§ PROBLEM DESCRIPTION: Omit every picture, and retype the lines that run from the beginning of the data below through the line containing "overview ---------- */", inclusive.

[DATA start]

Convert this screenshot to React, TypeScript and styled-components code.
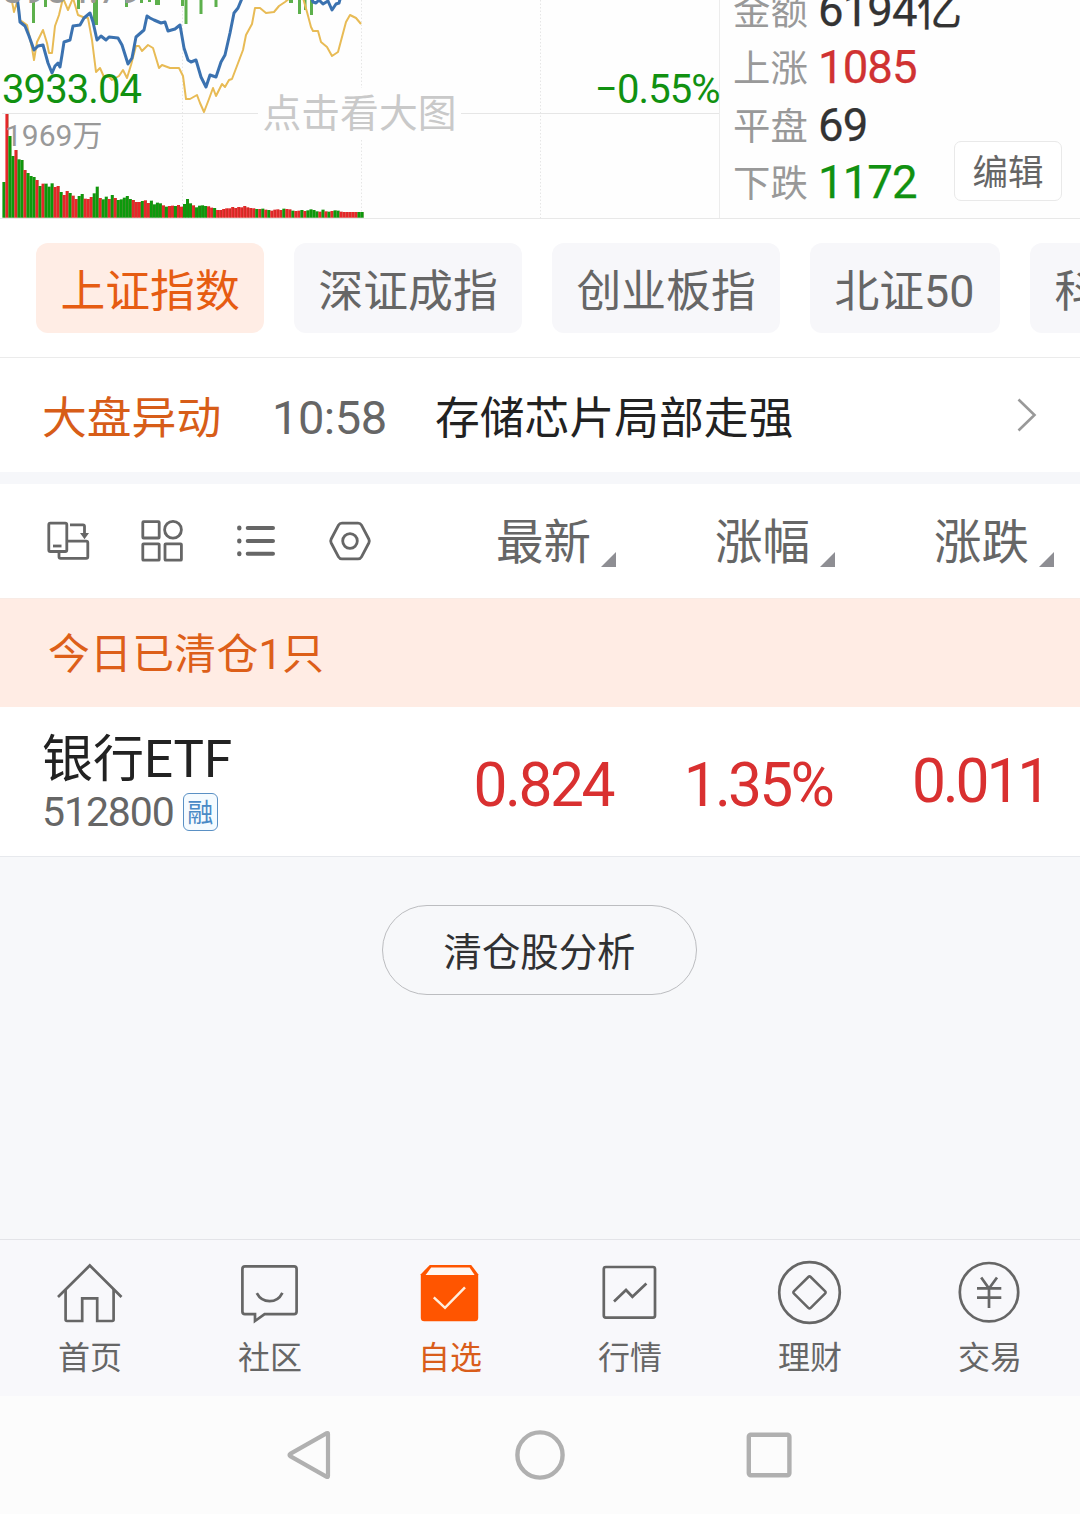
import React from 'react';
import styled, { createGlobalStyle } from 'styled-components';

const GlobalStyle = createGlobalStyle`
  * { box-sizing: border-box; }
  html, body { margin: 0; padding: 0; }
  body {
    width: 1080px;
    height: 1514px;
    overflow: hidden;
    background: #fff;
    font-family: Roboto, "Noto Sans CJK SC", sans-serif;
  }
  svg { display: block; flex: none; }
`;

const Screen = styled.div`
  display: flex;
  flex-direction: column;
  width: 1080px;
  height: 1514px;
  overflow: hidden;
  background: #fff;
`;

/* ---------- market overview ---------- */

const Overview = styled.section`
  display: flex;
  height: 219px;
  border-bottom: 1px solid #e8e8e8;
  background: #fefefe;
  overflow: hidden;
`;

const ChartPane = styled.div`
  position: relative;
  flex: none;
  width: 720px;
  border-right: 1px solid #ececec;
`;

const ChartLabel = styled.span<{ $x: number; $y: number; $size: number; $color: string; $ls?: number }>`
  position: absolute;
  left: ${(p) => p.$x}px;
  top: ${(p) => p.$y}px;
  font-size: ${(p) => p.$size}px;
  line-height: 48px;
  letter-spacing: ${(p) => p.$ls ?? 0}px;
  color: ${(p) => p.$color};
  white-space: nowrap;
`;

const Watermark = styled.span`
  position: absolute;
  left: 258px;
  top: 88px;
  width: 203px;
  height: 52px;
  font-size: 38.8px;
  line-height: 52px;
  text-align: center;
  white-space: nowrap;
  color: #c9c9c9;
  background: #fefefe;
`;

const Stats = styled.div`
  display: flex;
  flex: 1;
  justify-content: space-between;
  align-items: flex-end;
  padding: 0 18px 0 13px;
`;

const StatList = styled.div`
  display: flex;
  flex-direction: column;
  flex: none;
  width: 200px;
  margin-bottom: 7px;
`;

const Stat = styled.div`
  display: flex;
  align-items: center;
  height: 57.3px;
  line-height: 57px;
  white-space: nowrap;
`;

const StatName = styled.span`
  flex: none;
  width: 85px;
  padding-top: 4px;
  font-size: 37.4px;
  color: #999;
`;

const StatValue = styled.span<{ $color: string }>`
  font-size: 45.5px;
  letter-spacing: -0.9px;
  color: ${(p) => p.$color};
  -webkit-text-stroke: 0.25px ${(p) => p.$color};
`;

const EditButton = styled.button`
  flex: none;
  width: 108px;
  height: 60px;
  margin: 0 0 17px;
  padding: 5px 0 0;
  border: 1px solid #e9e9e9;
  border-radius: 7px;
  background: #fff;
  font: 35.5px/53px Roboto, "Noto Sans CJK SC", sans-serif;
  color: #666;
`;

/* ---------- index tabs ---------- */

const IndexTabs = styled.nav`
  display: flex;
  gap: 30px;
  height: 139px;
  padding: 24px 0 0 36px;
  border-bottom: 1px solid #ebebeb;
  overflow: hidden;
`;

const IndexTab = styled.div<{ $active?: boolean; $width?: number }>`
  flex: none;
  width: ${(p) => p.$width ?? 228}px;
  height: 90px;
  padding-left: 24.5px;
  border-radius: 12px;
  font-size: 44.8px;
  line-height: 97px;
  white-space: nowrap;
  color: ${(p) => (p.$active ? '#e65c12' : '#666')};
  background: ${(p) => (p.$active ? '#ffede5' : '#f7f7fa')};
`;

/* ---------- news ---------- */

const News = styled.section`
  display: flex;
  align-items: center;
  height: 126px;
  padding: 2px 43px 0 42px;
  border-bottom: 12px solid #f6f7fa;
  font-size: 44.8px;
  line-height: 60px;
  white-space: nowrap;
`;

const NewsTag = styled.span`
  width: 230px;
  padding-top: 6px;
  color: #d75d18;
`;

const NewsTime = styled.span`
  width: 163px;
  padding-top: 4px;
  font-size: 47px;
  letter-spacing: -0.5px;
  color: #666;
`;

const NewsTitle = styled.span`
  flex: 1;
  padding-top: 6px;
  color: #222;
`;

/* ---------- list header ---------- */

const ListHeader = styled.section`
  display: flex;
  align-items: center;
  height: 114px;
  padding-right: 26px;
`;

const Tools = styled.div`
  display: flex;
  align-items: center;
  gap: 50px;
  width: 397px;
  padding-left: 46px;
`;

const HeaderCell = styled.div`
  display: flex;
  flex: none;
  justify-content: flex-end;
  align-items: flex-end;
  gap: 10px;
  width: 219px;
  padding-top: 4px;
  font-size: 47.5px;
  line-height: 60px;
  color: #666;
`;

const SortMark = styled.i`
  width: 15px;
  height: 15px;
  margin-bottom: 6px;
  background: #8e8e93;
  clip-path: polygon(100% 0, 100% 100%, 0 100%);
`;

/* ---------- holdings ---------- */

const Banner = styled.div`
  height: 109px;
  padding-left: 48px;
  border-top: 1px solid #f8ebe5;
  background: #ffece4;
  font-size: 41.8px;
  letter-spacing: 0.3px;
  line-height: 111px;
  color: #dd5f19;
`;

const Holding = styled.section`
  display: flex;
  align-items: center;
  height: 150px;
  padding-right: 26px;
  border-bottom: 1px solid #e7e9ed;
  background: #fff;
`;

const Security = styled.div`
  display: flex;
  flex-direction: column;
  width: 397px;
  padding: 5px 0 0 42px;
`;

const SecurityName = styled.span`
  height: 56px;
  font-size: 51px;
  line-height: 57px;
  color: #222;
`;

const SecurityMeta = styled.div`
  display: flex;
  align-items: center;
  gap: 9px;
  height: 50px;
  font-size: 41px;
  letter-spacing: -1.1px;
  color: #666;
`;

const MarginBadge = styled.span`
  width: 35px;
  height: 38px;
  border: 1.5px solid #5a90c4;
  border-radius: 6px;
  font-size: 26px;
  line-height: 38px;
  letter-spacing: 0;
  text-align: center;
  color: #4a8ac6;
  background: #f5fbff;
`;

const Value = styled.span<{ $raise?: number; $shift?: number; $ls: number }>`
  width: 219px;
  padding-top: 8px;
  padding-right: ${(p) => p.$shift ?? 3}px;
  padding-bottom: ${(p) => p.$raise ?? 0}px;
  font-size: 60.5px;
  line-height: 72px;
  letter-spacing: ${(p) => p.$ls}px;
  text-align: right;
  color: #d93030;
`;

const Empty = styled.section`
  display: flex;
  flex: 1;
  justify-content: center;
  align-items: flex-start;
  padding-top: 48px;
  background: #f7f8fa;
`;

const AnalysisButton = styled.button`
  width: 315px;
  height: 90px;
  margin-right: 1px;
  padding: 6px 0 0;
  border: 1px solid #bcbdc0;
  border-radius: 45px;
  background: transparent;
  font: 38.4px/82px Roboto, "Noto Sans CJK SC", sans-serif;
  color: #303133;
`;

/* ---------- bottom bars ---------- */

const TabBar = styled.nav`
  display: grid;
  grid-template-columns: repeat(6, 1fr);
  height: 157px;
  border-top: 1px solid #e3e4e8;
  background: #f8f8fb;
`;

const TabItem = styled.div<{ $active?: boolean }>`
  display: flex;
  flex-direction: column;
  align-items: center;
  padding-top: 16px;
  font-size: 32px;
  line-height: 48px;
  color: ${(p) => (p.$active ? '#d95d1b' : '#666')};
`;

const TabText = styled.span`
  margin-top: 6px;
`;

const SystemBar = styled.div`
  display: flex;
  justify-content: center;
  gap: 179px;
  height: 118px;
  padding-top: 34px;
  background: #fcfcfc;
`;

/* ---------- chart ---------- */

const BLUE =
  '17,-4 19,12 20,22 25,26 29,36 34,50 38,46 43,45 48,63 52,73 55,66 58,63 60,67 62,55 64,42 70,40 73,26 80,25 84,18 90,13 93,22 97,40 101,36 106,40 109,37 118,38 122,45 128,64 132,58 136,37 144,30 147,16 150,18 154,20 161,23 165,22 168,31 175,29 180,25 184,48 188,60 191,62 196,60 201,77 206,87 210,75 216,77 221,62 225,55 230,33 234,13 238,8 243,-4';
const BLUE_TAIL = '311,-4 313,2 316,3 319,0 323,4 328,1 332,10 336,4 339,3 341,-4';
const AMBER =
  '11,-4 14,12 17,2 20,20 27,25 32,48 34,60 37,42 43,30 47,43 49,53 52,53 55,26 59,15 63,-2 68,10 73,-2 78,15 83,17 88,18 92,40 96,72 100,68 104,77 109,77 112,80 119,76 123,70 127,78 131,65 136,46 139,46 142,51 148,45 153,48 159,68 162,65 170,68 179,68 183,76 186,99 190,99 197,95 200,103 204,112 209,99 213,88 216,96 222,84 225,87 229,80 232,79 243,50 246,35 252,24 255,8 260,8 266,13 274,12 279,6 285,2 290,-2 303,-2 307,12 311,27 313,31 318,31 321,42 327,47 332,56 338,52 346,22 350,15 356,18 361,24';

const TICKS: Array<[number, number, number]> = [
  [32, 3, 23], [44, 3, 7], [77, 3, 9], [93, 5, 25], [125, 3, 7], [140, 3, 3], [148, 3, 2], [155, 5, 5],
  [181, 3, 6], [184.5, 3, 24], [199.5, 3, 14], [214.5, 3, 7], [298, 3, 14], [304, 2.5, 10], [310, 3, 15], [289, 4, 3],
];

/* Top of each minute's volume bar, in thirds of a pixel; R/G marks the direction. */
const VOLUME =
  'G546 R342 G408 G468 R450 G478 G480 R510 G519 G528 G531 R540 G558 R551 G551 G560 G550 R561 R558 G576 R585 R573 G579 R587 R597 G588 G582 R596 R597 R591 G580 G560 R594 G598 G590 R597 G585 R594 G600 G598 G593 G588 G597 R600 R606 R606 G603 R601 R609 G602 G613 G608 G610 R616 G620 R618 R617 G618 R615 R620 G612 G597 G610 R616 G622 G617 G616 G618 R619 R623 G624 R630 R630 R627 R625 R625 R621 R624 R621 R622 R618 R622 R624 R625 G627 R627 G626 R629 G630 R632 R629 R628 R630 G626 R627 R628 G632 R633 R632 G630 R633 G631 G628 G630 G634 R635 G629 R634 G635 R633 G631 G632 R635 R636 R636 R636 R636 R636 G636 G636'
    .split(' ')
    .map((v) => ({ up: v[0] === 'R', top: Number(v.slice(1)) / 3 }));

const Chart = () => (
  <svg width="719" height="218" viewBox="0 0 719 218">
    <g stroke="#e6e6e6" fill="none">
      <path d="M2 113.5H719" />
      <path d="M182.5 0V218M361.5 0V218M540.5 0V218" strokeDasharray="1.5 2" />
    </g>
    {TICKS.map(([x, w, h]) => (
      <rect key={x} x={x} y="0" width={w} height={h} fill="#5db04c" />
    ))}
    <polyline points={AMBER} fill="none" stroke="#e8bb55" strokeWidth="2" strokeLinejoin="round" />
    <polyline points={BLUE} fill="none" stroke="#3b72b0" strokeWidth="3" strokeLinejoin="round" />
    <polyline points={BLUE_TAIL} fill="none" stroke="#3b72b0" strokeWidth="3" strokeLinejoin="round" />
    {VOLUME.map((v, i) => (
      <g key={i}>
        <rect x={2.4 + i * 3.01} y={v.top} width="3" height={217.7 - v.top} fill={v.up ? '#e8262a' : '#0c9a0c'} />
        <rect x={4.8 + i * 3.01} y={v.top} width="0.6" height={217.7 - v.top} fill="#5c5a14" opacity="0.5" />
      </g>
    ))}
  </svg>
);

/* ---------- icons ---------- */

const RotateIcon = () => (
  <svg width="44" height="44" viewBox="46 519 44 44" fill="none" stroke="#666" strokeWidth="2.8">
    <rect x="48.8" y="523.2" width="18" height="28.3" rx="1.5" />
    <path d="M53 546H61.5" />
    <path d="M67 541.2H86.2Q87.8 541.2 87.8 542.8V556.8Q87.8 558.4 86.2 558.4H60.6Q59 558.4 59 556.8V552" />
    <path d="M70 524.8H83Q84.5 524.8 84.5 526.3V534" />
    <path d="M80 533H89L84.5 539.3Z" fill="#666" stroke="none" />
  </svg>
);

const GridIcon = () => (
  <svg width="44" height="44" viewBox="140 519 44 44" fill="none" stroke="#666" strokeWidth="2.8">
    <rect x="142.8" y="521.6" width="16.4" height="16.4" rx="0.8" />
    <circle cx="173" cy="529.8" r="8.4" />
    <rect x="142.8" y="543.8" width="16.4" height="16.4" rx="0.8" />
    <rect x="165" y="543.8" width="16.4" height="16.4" rx="0.8" />
  </svg>
);

const ListIcon = () => (
  <svg width="44" height="44" viewBox="234 519 44 44" fill="none" stroke="#666" strokeWidth="4" strokeLinecap="round">
    <path d="M247.7 528H273M247.7 541H273M247.7 553.8H273" />
    <path d="M239.3 527.7V528.3M239.3 540.7V541.3M239.3 553.5V554.1" strokeWidth="4.4" />
  </svg>
);

const HexIcon = () => (
  <svg width="44" height="44" viewBox="328 519 44 44" fill="none" stroke="#666" strokeWidth="2.8" strokeLinejoin="round">
    <path d="M342 523.2H358Q360.4 523.2 361.5 525.2L368.8 539Q369.8 541 368.8 543L361.5 556.8Q360.4 558.8 358 558.8H342Q339.6 558.8 338.5 556.8L331.2 543Q330.2 541 331.2 539L338.5 525.2Q339.6 523.2 342 523.2Z" />
    <circle cx="350" cy="541" r="7.3" />
  </svg>
);

const Chevron = () => (
  <svg width="20" height="36" viewBox="1018 398 20 36" fill="none" stroke="#999" strokeWidth="2.6">
    <path d="M1019.5 399.5L1035.5 415L1019.5 430.5" />
  </svg>
);

const TabSvg = ({ x, children }: { x: number; children: React.ReactNode }) => (
  <svg width="70" height="72" viewBox={`${x - 35} 1256 70 72`} fill="none" stroke="#666" strokeWidth="2.7">
    {children}
  </svg>
);

const TABS: Array<{ name: string; active?: boolean; icon: React.ReactNode }> = [
  {
    name: '首页',
    icon: (
      <TabSvg x={90}>
        <path d="M58 1297L89.8 1265.5L121.5 1297" />
        <path d="M65.6 1289V1319.6Q65.6 1321 67 1321H82.2V1298.4H97.2V1321H112.2Q113.6 1321 113.6 1319.6V1289" />
      </TabSvg>
    ),
  },
  {
    name: '社区',
    icon: (
      <TabSvg x={270}>
        <path d="M245 1266.4H294Q296.6 1266.4 296.6 1269V1311.5Q296.6 1314.2 294 1314.2H264.6L255 1321V1314.2H245Q242.4 1314.2 242.4 1311.5V1269Q242.4 1266.4 245 1266.4Z" />
        <path d="M256.8 1293.2Q261 1301.2 269.6 1301.2Q278.2 1301.2 282.4 1292.8" />
      </TabSvg>
    ),
  },
  {
    name: '自选',
    active: true,
    icon: (
      <TabSvg x={450}>
        <path d="M429.8 1265H471.2L478.2 1274.2V1317.8Q478.2 1321.3 474.7 1321.3H424.3Q420.8 1321.3 420.8 1317.8V1274.2Z" fill="#ff5500" stroke="none" />
        <path d="M431.2 1267.6H469.6L474.6 1275H425.6Z" fill="#fff8f2" stroke="none" />
        <path d="M433.8 1297.4L445 1307.8L465 1287.3" stroke="#ffeedd" strokeWidth="2.5" />
      </TabSvg>
    ),
  },
  {
    name: '行情',
    icon: (
      <TabSvg x={630}>
        <rect x="603.8" y="1267" width="51.2" height="50.6" rx="2" />
        <path d="M614 1301.5L626 1290L632.4 1296.8L646.4 1283.5" />
      </TabSvg>
    ),
  },
  {
    name: '理财',
    icon: (
      <TabSvg x={810}>
        <circle cx="809.5" cy="1292.5" r="30.3" />
        <path d="M810.7 1277L825 1291.2Q826.2 1292.4 825 1293.6L810.7 1307.8Q809.5 1309 808.3 1307.8L794 1293.6Q792.8 1292.4 794 1291.2L808.3 1277Q809.5 1275.8 810.7 1277Z" strokeWidth="2.5" />
      </TabSvg>
    ),
  },
  {
    name: '交易',
    icon: (
      <TabSvg x={990}>
        <circle cx="989" cy="1292.2" r="29.2" />
        <path d="M981.2 1277.5L989 1288.5L997 1277.5M977 1288.4H1001.3M977 1297.6H1001.3M989 1288V1308" />
      </TabSvg>
    ),
  },
];

const App = () => (
  <>
    <GlobalStyle />
    <Screen>
      <Overview>
        <ChartPane>
          <Chart />
          <ChartLabel $x={2} $y={-34} $size={40} $ls={-0.9} $color="#999">3954.79</ChartLabel>
          <ChartLabel $x={2} $y={66} $size={40} $ls={-0.9} $color="#119111">3933.04</ChartLabel>
          <ChartLabel $x={5} $y={112} $size={30} $color="#999">1969万</ChartLabel>
          <ChartLabel $x={595} $y={66} $size={40} $ls={-0.9} $color="#119111">−0.55%</ChartLabel>
          <Watermark>点击看大图</Watermark>
        </ChartPane>
        <Stats>
          <StatList>
            <Stat><StatName>金额</StatName><StatValue $color="#333">6194亿</StatValue></Stat>
            <Stat><StatName>上涨</StatName><StatValue $color="#d03232">1085</StatValue></Stat>
            <Stat><StatName>平盘</StatName><StatValue $color="#333">69</StatValue></Stat>
            <Stat><StatName>下跌</StatName><StatValue $color="#119111">1172</StatValue></Stat>
          </StatList>
          <EditButton>编辑</EditButton>
        </Stats>
      </Overview>

      <IndexTabs>
        <IndexTab $active>上证指数</IndexTab>
        <IndexTab>深证成指</IndexTab>
        <IndexTab>创业板指</IndexTab>
        <IndexTab $width={190}>北证50</IndexTab>
        <IndexTab>科创50</IndexTab>
      </IndexTabs>

      <News>
        <NewsTag>大盘异动</NewsTag>
        <NewsTime>10:58</NewsTime>
        <NewsTitle>存储芯片局部走强</NewsTitle>
        <Chevron />
      </News>

      <ListHeader>
        <Tools>
          <RotateIcon />
          <GridIcon />
          <ListIcon />
          <HexIcon />
        </Tools>
        <HeaderCell>最新<SortMark /></HeaderCell>
        <HeaderCell>涨幅<SortMark /></HeaderCell>
        <HeaderCell>涨跌<SortMark /></HeaderCell>
      </ListHeader>

      <Banner>今日已清仓1只</Banner>

      <Holding>
        <Security>
          <SecurityName>银行ETF</SecurityName>
          <SecurityMeta>512800<MarginBadge>融</MarginBadge></SecurityMeta>
        </Security>
        <Value $ls={-2.5}>0.824</Value>
        <Value $ls={-2.8}>1.35%</Value>
        <Value $ls={-3.2} $shift={6} $raise={8}>0.011</Value>
      </Holding>

      <Empty>
        <AnalysisButton>清仓股分析</AnalysisButton>
      </Empty>

      <TabBar>
        {TABS.map((t) => (
          <TabItem key={t.name} $active={t.active}>
            {t.icon}
            <TabText>{t.name}</TabText>
          </TabItem>
        ))}
      </TabBar>

      <SystemBar>
        <svg width="50" height="50" viewBox="286 1430 50 50" fill="none" stroke="#b0b0b0" strokeWidth="4.2" strokeLinejoin="round">
          <path d="M326.8 1433.2L290.6 1453.6Q288.4 1455 290.6 1456.4L326.8 1476.8Q328 1477.4 328 1476V1434Q328 1432.6 326.8 1433.2Z" />
        </svg>
        <svg width="50" height="50" viewBox="515 1430 50 50" fill="none" stroke="#b0b0b0" strokeWidth="4.4">
          <circle cx="540" cy="1455" r="22.6" />
        </svg>
        <svg width="50" height="50" viewBox="744 1430 50 50" fill="none" stroke="#b0b0b0" strokeWidth="4.4">
          <rect x="748.8" y="1434.7" width="40.6" height="40.6" rx="2" />
        </svg>
      </SystemBar>
    </Screen>
  </>
);

export default App;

[DATA end]

§ WRITTEN SOLUTION:
Convert this screenshot to React, TypeScript and styled-components code.
import React from 'react';
import styled, { createGlobalStyle } from 'styled-components';

const GlobalStyle = createGlobalStyle`
  * { box-sizing: border-box; }
  html, body { margin: 0; padding: 0; }
  body {
    width: 1080px;
    height: 1514px;
    overflow: hidden;
    background: #fff;
    font-family: Roboto, "Noto Sans CJK SC", sans-serif;
  }
  svg { display: block; flex: none; }
`;

const Screen = styled.div`
  display: flex;
  flex-direction: column;
  width: 1080px;
  height: 1514px;
  overflow: hidden;
  background: #fff;
`;

/* ---------- market overview ---------- */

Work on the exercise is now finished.